You may qualify to receive Social Security benefits on your own, in addition to qualifying for a portion of your ex’s benefits. But double the eligibility doesn’t equal double the benefits.
Instead, the SSA looks at whose work history would grant you the higher benefit amount. If you’d earn more through divorced spouse benefits than your own, the SSA will pay your own Social Security benefit first. Then, they’ll pay you the difference using spousal benefits generated by your former partner’s work history.
Essentially, the SSA doesn’t make you choose one benefit or the other, but they won’t let you game the system, either.

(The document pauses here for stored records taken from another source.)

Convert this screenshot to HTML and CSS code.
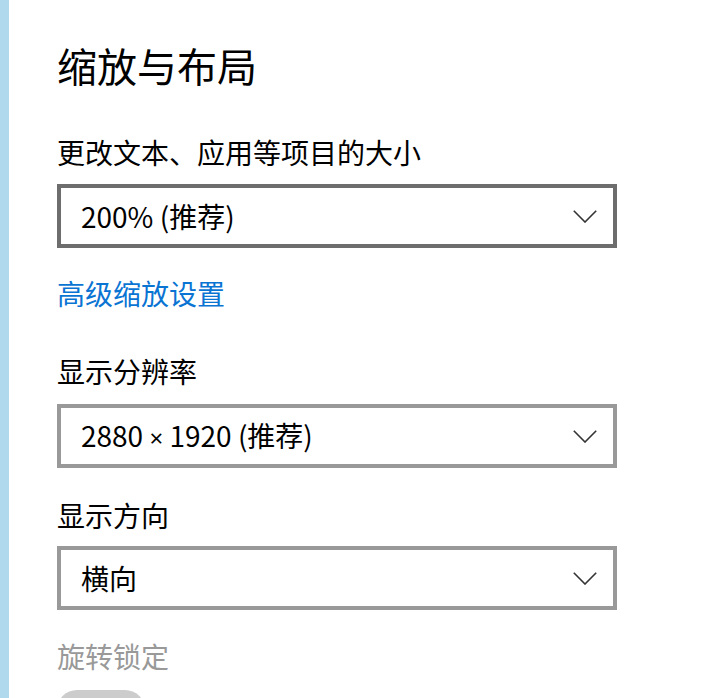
FILE: index.html
```html
<!DOCTYPE html>
<html lang="zh-CN">
<head>
<meta charset="utf-8">
<title>缩放与布局</title>
<link rel="stylesheet" href="styles.css">
</head>
<body>
<div class="page">
  <div class="stripe"></div>
  <main class="content">
    <h1 class="title">缩放与布局</h1>

    <div class="label label-first">更改文本、应用等项目的大小</div>
    <div class="select select-active">
      <span class="select-text">200% (推荐)</span>
      <svg class="chev" width="24" height="13" viewBox="0 0 24 13"><polyline points="0.8,0.8 12,12 23.2,0.8"/></svg>
    </div>

    <a class="link" href="#">高级缩放设置</a>

    <div class="label label-res">显示分辨率</div>
    <div class="select select-res">
      <span class="select-text">2880 <span class="times">×</span> 1920 (推荐)</span>
      <svg class="chev" width="24" height="13" viewBox="0 0 24 13"><polyline points="0.8,0.8 12,12 23.2,0.8"/></svg>
    </div>

    <div class="label label-orient">显示方向</div>
    <div class="select select-orient">
      <span class="select-text">横向</span>
      <svg class="chev" width="24" height="13" viewBox="0 0 24 13"><polyline points="0.8,0.8 12,12 23.2,0.8"/></svg>
    </div>

    <div class="label label-disabled">旋转锁定</div>
    <div class="toggle"></div>
  </main>
</div>
</body>
</html>
```

FILE: styles.css
```css
* { box-sizing: border-box; }

html, body {
  margin: 0;
  padding: 0;
  background: #ffffff;
}

body {
  font-family: "Noto Sans CJK SC", "Noto Sans", sans-serif;
  color: #000000;
}

.page {
  display: flex;
  width: 715px;
  height: 698px;
  overflow: hidden;
}

.stripe {
  flex: 0 0 9px;
  background: #b0d9ed;
}

.content {
  flex: 1;
  padding: 41px 0 0 48px;
  display: flex;
  flex-direction: column;
  align-items: flex-start;
}

.content > * {
  flex-shrink: 0;
}

.title {
  margin: 0;
  font-size: 40px;
  line-height: 48px;
  font-weight: 400;
}

.label {
  font-size: 28px;
  line-height: 36px;
}

.label-first { margin-top: 45px; }
.label-res { margin-top: 42px; }
.label-orient { margin-top: 29px; }
.label-disabled { margin-top: 28px; color: #999999; }

.select {
  width: 560px;
  height: 64px;
  border: 4px solid #999999;
  display: flex;
  align-items: center;
  justify-content: space-between;
  padding: 0 16px 0 20px;
  background: #ffffff;
}

.select-active {
  margin-top: 14px;
  border-color: #6d6d6d;
}
.select-res { margin-top: 15px; }
.select-orient { margin-top: 13px; }

.select-text {
  font-size: 28px;
  line-height: 36px;
}

.times {
  font-family: "Noto Sans", sans-serif;
  font-size: 24px;
}

.chev polyline {
  fill: none;
  stroke: #333333;
  stroke-width: 1.6;
}

.link {
  margin-top: 27px;
  font-size: 28px;
  line-height: 36px;
  color: #0a74d3;
  text-decoration: none;
}

.toggle {
  margin-top: 16px;
  width: 88px;
  height: 40px;
  border-radius: 20px;
  background: #cccccc;
}
```
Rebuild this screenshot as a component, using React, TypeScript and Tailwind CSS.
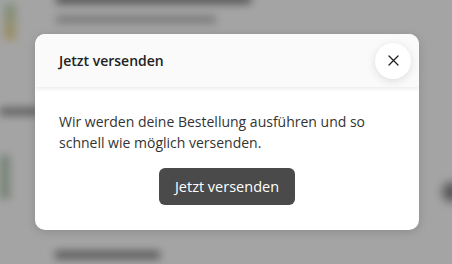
import React from "react";

export default function App() {
  return (
    <div className="relative w-[452px] h-[264px] overflow-hidden bg-white" style={{ fontFamily: '"Open Sans", "Liberation Sans", sans-serif' }}>
      {/* blurred page behind */}
      <div className="blur-[4px] w-full h-full flex flex-col">
        <div className="flex gap-10 -mt-[6px] pl-1">
          <div className="w-[12px] h-[36px] mt-[10px] bg-gradient-to-b from-[#a8cfa8] to-[#f5d070]" />
          <div className="flex flex-col gap-[12px] pt-0">
            <div className="w-[195px] h-[10px] bg-[#555]" />
            <div className="w-[160px] h-[7px] bg-[#999]" />
          </div>
        </div>
        <div className="mt-[68px] w-[40px] h-[7px] bg-[#555]" />
        <div className="mt-[40px] w-[10px] h-[44px] bg-[#9ab59a]" />
        <div className="mt-[52px] ml-[55px] w-[105px] h-[8px] bg-[#555]" />
      </div>
      <div className="absolute right-[-10px] top-[182px] w-[20px] h-[20px] rounded-full bg-[#555] blur-[5px]" />
      {/* overlay */}
      <div className="absolute inset-0 bg-[#5a5a5a]/55" />
      {/* modal */}
      <div className="absolute left-[35px] top-[34px] w-[384px] h-[196px] rounded-[10px] bg-white overflow-hidden shadow-[0_2px_10px_rgba(0,0,0,0.15)] flex flex-col">
        <div className="relative h-[53px] bg-[#fafafa] flex items-center justify-between pl-[24px] pr-[8px] shadow-[0_2px_4px_rgba(0,0,0,0.08)]">
          <span className="text-[14px] font-semibold text-[#222]">Jetzt versenden</span>
          <button className="w-[36px] h-[36px] rounded-full bg-white shadow-[0_2px_8px_rgba(0,0,0,0.12)] flex items-center justify-center">
            <svg width="11" height="11" viewBox="0 0 11 11" fill="none" stroke="#222" strokeWidth="1.3" strokeLinecap="round">
              <path d="M1 1L10 10M10 1L1 10" />
            </svg>
          </button>
        </div>
        <div className="flex-1 flex flex-col items-center px-[24px] pt-[24px] pb-[24px]">
          <p className="self-stretch text-[14px] leading-[21px] text-[#333]">
            Wir werden deine Bestellung ausführen und so schnell wie möglich versenden.
          </p>
          <button className="mt-[15px] w-[136px] h-[37px] rounded-[6px] bg-[#4a4a4a] text-white text-[14.5px]">
            Jetzt versenden
          </button>
        </div>
      </div>
    </div>
  );
}
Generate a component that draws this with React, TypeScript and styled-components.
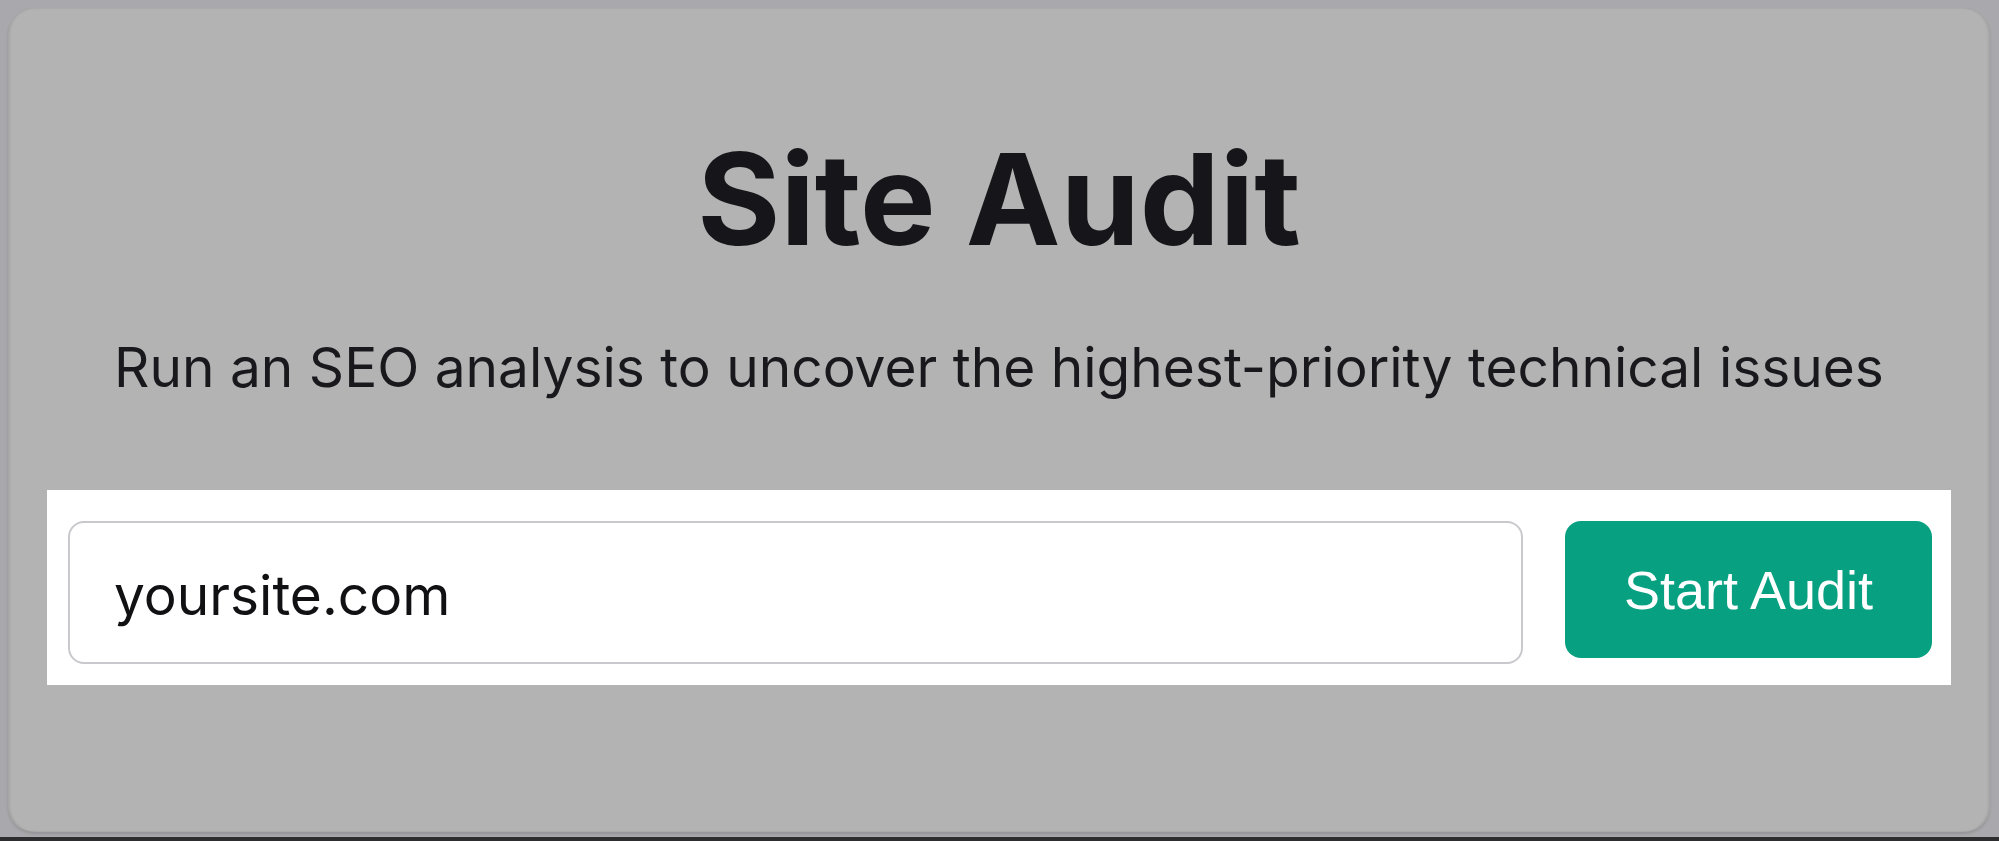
import React from "react";
import styled, { createGlobalStyle } from "styled-components";

const GlobalStyle = createGlobalStyle`
    html, body {
        margin: 0;
        padding: 0;
        background: #a9a9ad;
    }
    * {
        box-sizing: border-box;
    }
`;

const Page = styled.div`
    height: 841px;
    display: flex;
    flex-direction: column;
    padding: 8px 9px 0 8px;
    overflow: hidden;
`;

const Card = styled.section`
    height: 824px;
    background: #b3b3b3;
    border-radius: 26px;
    box-shadow: inset 2px 0 2px rgba(0, 0, 0, 0.08), inset -2px 0 2px rgba(0, 0, 0, 0.08),
        0 2px 3px rgba(0, 0, 0, 0.12);
    display: flex;
    flex-direction: column;
    align-items: center;
    padding-top: 128px;
`;

const BottomEdge = styled.div`
    margin-top: auto;
    height: 4px;
    margin-left: -8px;
    margin-right: -9px;
    background: #2d2d30;
`;

const Title = styled.h1`
    margin: 0;
    font-family: Inter, "Liberation Sans", sans-serif;
    font-weight: 700;
    font-size: 127px;
    line-height: 1;
    color: #16161a;
`;

const Subtitle = styled.p`
    margin: 77px 0 0;
    font-family: Inter, "Liberation Sans", sans-serif;
    font-weight: 400;
    font-size: 55px;
    line-height: 1;
    color: #19191d;
`;

const SearchBand = styled.div`
    margin-top: 95px;
    width: 1904px;
    height: 195px;
    background: #ffffff;
    display: flex;
    align-items: flex-start;
    gap: 42px;
    padding: 31px 19px 0 21px;
`;

const Field = styled.div`
    flex: 1;
    height: 143px;
    border: 2px solid #c9c9cd;
    border-radius: 16px;
    background: #ffffff;
    display: flex;
    align-items: center;
    padding-left: 44px;
    padding-top: 4px;
    font-family: Inter, "Liberation Sans", sans-serif;
    font-size: 55px;
    color: #111114;
`;

const StartButton = styled.button`
    width: 367px;
    height: 137px;
    border: none;
    border-radius: 16px;
    background: #07a081;
    color: #ffffff;
    font-family: "Liberation Sans", Arial, sans-serif;
    font-size: 54px;
    cursor: pointer;
    padding: 0;
`;

const App = () => {
    return (
        <>
            <GlobalStyle />
            <Page>
                <Card>
                    <Title>Site Audit</Title>
                    <Subtitle>Run an SEO analysis to uncover the highest-priority technical issues</Subtitle>
                    <SearchBand>
                        <Field>yoursite.com</Field>
                        <StartButton>Start Audit</StartButton>
                    </SearchBand>
                </Card>
                <BottomEdge />
            </Page>
        </>
    );
};

export default App;
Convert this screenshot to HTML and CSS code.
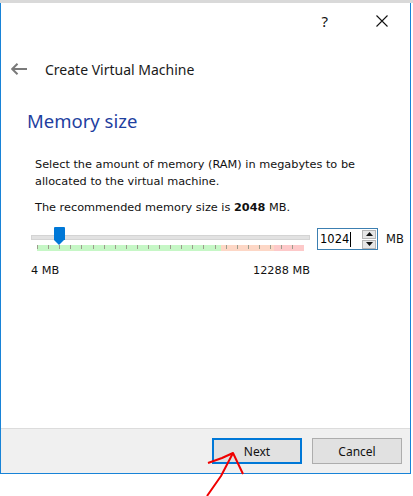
FILE: index.html
```html
<!DOCTYPE html>
<html lang="en">
<head>
  <meta charset="UTF-8">
  <title>Create Virtual Machine</title>
  <link rel="stylesheet" href="styles.css">
</head>
<body>
<div class="topstrip"></div>
<div class="window">
  <div class="titlebar">
    <span class="help">?</span>
    <svg class="close" width="12" height="12" viewBox="0 0 12 12">
      <path d="M0.5 0.5 L11.5 11.5 M11.5 0.5 L0.5 11.5" stroke="#111" stroke-width="1.1" fill="none"/>
    </svg>
  </div>

  <div class="header">
    <svg class="back" width="16" height="12" viewBox="0 0 16 12">
      <path d="M1 6 H16 M6.5 0.8 L1.2 6 L6.5 11.2" stroke="#7a7a7a" stroke-width="2" fill="none"/>
    </svg>
    <span class="wizard-title">Create Virtual Machine</span>
  </div>

  <div class="content">
    <h1>Memory size</h1>
    <p class="desc">Select the amount of memory (RAM) in megabytes to be allocated to the virtual machine.</p>
    <p class="recommend">The recommended memory size is <b>2048</b> MB.</p>

    <div class="memory-row">
      <div class="slider-block">
        <div class="track">
          <div class="thumb"></div>
        </div>
        <div class="scale">
          <div class="zone green"></div>
          <div class="zone orange"></div>
          <div class="zone red"></div>
        </div>
        <div class="scale-labels">
          <span>4 MB</span>
          <span>12288 MB</span>
        </div>
      </div>
      <div class="spinbox">
        <span class="value">1024<i class="caret"></i></span>
        <div class="spin-buttons">
          <div class="spin-btn">
            <svg width="7" height="4" viewBox="0 0 7 4"><path d="M0 4 L3.5 0 L7 4 Z" fill="#111"/></svg>
          </div>
          <div class="spin-btn">
            <svg width="7" height="4" viewBox="0 0 7 4"><path d="M0 0 L3.5 4 L7 0 Z" fill="#111"/></svg>
          </div>
        </div>
      </div>
      <span class="unit">MB</span>
    </div>
  </div>

  <div class="footer">
    <button class="btn default">Next</button>
    <button class="btn">Cancel</button>
  </div>
</div>

<svg class="scribble" width="413" height="496" viewBox="0 0 413 496">
  <path d="M207 496 L221 476 L233 453 M208 463 L222 458 L233 453 L243 474" stroke="#f00000" stroke-width="2" fill="none" stroke-linejoin="round"/>
</svg>

<script>
  // tick marks across the colour scale
  const scale = document.querySelector(".scale");
  for (let x = 0; x <= 266; x += 11.1) {
    const tick = document.createElement("div");
    tick.className = "tick";
    tick.style.left = Math.round(x) + "px";
    scale.appendChild(tick);
  }
</script>
</body>
</html>
```

FILE: styles.css
```css
body {
  margin: 0;
  background-color: #ffffff;
  font-family: 'DejaVu Sans', sans-serif;
  position: relative;
  width: 413px;
  height: 496px;
  overflow: hidden;
}

.topstrip {
  height: 3px;
  background-color: #d9d9d9;
}

.window {
  width: 409px;
  height: 470px;
  border: 1px solid #1883d7;
  border-top: none;
  display: flex;
  flex-direction: column;
  background-color: #ffffff;
}

.titlebar {
  height: 37px;
  display: flex;
  align-items: center;
  justify-content: flex-end;
  gap: 48px;
  padding-right: 22px;
  flex-shrink: 0;
}

.help {
  font-family: 'Noto Sans', sans-serif;
  font-size: 15px;
  color: #111;
  margin-top: -2px;
}

.close {
  margin-top: -1px;
}

.header {
  height: 30px;
  display: flex;
  align-items: center;
  padding-left: 10px;
  margin-top: 14px;
  flex-shrink: 0;
}

.back {
  margin-right: 18px;
}

.wizard-title {
  font-family: 'Noto Sans', sans-serif;
  font-size: 14px;
  color: #1a1a1a;
}

.content {
  flex: 1;
  padding-left: 26px;
  padding-right: 20px;
}

h1 {
  font-family: 'Noto Sans', sans-serif;
  font-weight: normal;
  font-size: 18.5px;
  color: #1f3f9f;
  margin: 24px 0 0 0;
}

.desc {
  font-size: 11.3px;
  line-height: 17px;
  color: #111;
  margin: 23px 0 0 8px;
}

.recommend {
  font-size: 11.3px;
  color: #111;
  margin: 11px 0 0 8px;
}

.memory-row {
  display: flex;
  align-items: flex-start;
  margin-top: 14px;
  margin-left: 4px;
}

.slider-block {
  width: 279px;
  flex-shrink: 0;
}

.track {
  position: relative;
  height: 3px;
  background-color: #e2e2e2;
  border: 1px solid #d4d4d4;
  margin-top: 7px;
}

.thumb {
  position: absolute;
  left: 22px;
  top: -9px;
  width: 11px;
  height: 13px;
  background-color: #0078d7;
  border-radius: 1px 1px 0 0;
}

.thumb::after {
  content: "";
  position: absolute;
  left: 0;
  top: 13px;
  border-left: 5.5px solid transparent;
  border-right: 5.5px solid transparent;
  border-top: 5px solid #0078d7;
}

.scale {
  position: relative;
  display: flex;
  height: 6px;
  margin: 5px 0 0 6px;
  width: 267px;
}

.zone {
  height: 6px;
}

.green {
  width: 184px;
  background-color: #c6f7c6;
}

.orange {
  width: 53px;
  background-color: #fdd7c6;
}

.red {
  width: 30px;
  background-color: #fdc9c9;
}

.tick {
  position: absolute;
  top: 0;
  width: 1px;
  height: 4px;
  background-color: #9c9c8c;
}

.scale-labels {
  display: flex;
  justify-content: space-between;
  font-size: 11.3px;
  color: #111;
  margin-top: 13px;
}

.spinbox {
  width: 57px;
  height: 20px;
  border: 1px solid #3c7fb1;
  margin-left: 7px;
  display: flex;
  align-items: center;
  justify-content: space-between;
  padding-left: 2px;
  box-sizing: content-box;
  margin-top: 0;
  flex-shrink: 0;
}

.value {
  font-size: 11.5px;
  color: #000;
  display: flex;
  align-items: center;
}

.caret {
  display: inline-block;
  width: 1px;
  height: 15px;
  background-color: #000;
  margin-left: 1px;
}

.spin-buttons {
  display: flex;
  flex-direction: column;
  gap: 1px;
  margin-right: 1px;
}

.spin-btn {
  width: 12px;
  height: 7px;
  background-color: #e6e6e6;
  border: 1px solid #b5b5b5;
  display: flex;
  align-items: center;
  justify-content: center;
  box-sizing: content-box;
}

.unit {
  font-size: 11.5px;
  color: #111;
  margin-left: 8px;
  margin-top: 4px;
}

.footer {
  height: 44px;
  border-top: 1px solid #dcdcdc;
  background-color: #f0f0f0;
  display: flex;
  align-items: center;
  justify-content: flex-end;
  gap: 10px;
  padding-right: 8px;
  flex-shrink: 0;
}

.btn {
  width: 90px;
  height: 26px;
  background-color: #e1e1e1;
  border: 1px solid #adadad;
  font-family: 'Noto Sans', sans-serif;
  font-size: 12px;
  color: #111;
  padding: 0;
}

.btn.default {
  border: 2px solid #0078d7;
}

.scribble {
  position: absolute;
  left: 0;
  top: 0;
  pointer-events: none;
}
```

You’ll get as much as you’re entitled to receive — not a penny less, not a penny more.
What if your ex hasn’t started receiving benefits?
The good news here is that you don’t have to wait for your ex to draw on their own Social Security before you can start receiving payments yourself. You won’t be able to apply right away, though.
For divorcees in this scenario, you’ll need to wait two consecutive years — and stay divorced the entire time — before you can get divorced spouse benefits. If you can’t afford to wait two years for that additional income, look into ways to make extra money in the meantime.
Are you eligible for survivor’s benefits?
In the unfortunate event that your spouse — either current or former — passes away, you may be eligible for survivor’s benefits. Qualifications for these benefits are a little different, however.
If you were married at the time of death, you’ll need to have been married for at least nine months. There are exceptions to this, though, if your spouse’s death was accidental or occurred during military service. If you were divorced, you’ll need to have been married for at least 10 years.
Additionally, you don’t need to wait until age 62 to start receiving survivor’s benefits. If you have a disability that started within seven years of your spouse’s death, you can receive benefits as early as age 50. If you don’t have a disability, you can file for benefits once you turn 60.
There’s no minimum age requirement for widows and widowers caring for a deceased partner’s child, as long as that child is under 16 or has a disability.
Can you still get spousal benefits if you remarry?
The short answer is, it depends.
If you’re receiving survivor’s benefits, you can safely remarry after age 60 (or after age 50, if you have a disability) without any impact on your eligibility. Nothing says you can’t get remarried sooner, of course, but you’ll lose out on your survivor’s benefits if you do.
Remarriage affects divorced couples a little differently, though. If your former partner ties the knot with a new beau, it won’t jeopardize your benefit eligibility. But if you remarry, there’s a good chance you’ll lose your divorced spouse benefits.
How much will you get in divorced spouse or survivor’s benefits?
Your full benefit amount depends in large part on how soon you apply and on the type of benefits you’re receiving.
For divorced spouse benefits, you can receive up to 50% of your spouse’s benefit amount. If you’re a widow or widower, you can receive up to 100% of the deceased’s benefit amount. But in each case, you’ll receive reduced benefits if you apply before your full retirement age — and those benefits will be reduced for life.
If at any point your spousal benefits aren’t enough to cover your expenses, there are several ways to supplement your Social Security income. Be careful, though. The SSA may lower your benefit amount if you earn too much from other sources.
How do you apply for these benefits?
If your former spouse is still living, the application process is fairly straightforward, although you will need to gather a few documents ahead of time.
Make sure you have your U.S. birth certificate or proof of citizenship, your prior year W-2 or tax return, and documents related to your marriage and divorce. When you have the necessary paperwork, you can apply online, over the phone, or in person at your local Social Security office.
If you’re seeking survivor’s benefits, you’ll need to call the SSA directly and request an appointment before you can apply.
Losing your spouse through divorce doesn’t negate your ability to collect the Social Security benefits to which you’re entitled. There are stipulations to be aware of, however, like the age at which you can claim those benefits and the timeline for remarriage.
As restrictive as these stipulations may seem, try to incorporate them into your overall financial plan. If it’s too soon for you to collect divorced spouse or survivor’s benefits, for example, don’t assume you’ll never receive them. Instead, develop a strategy that allows for adjustments at different life stages so you can reduce your money stress.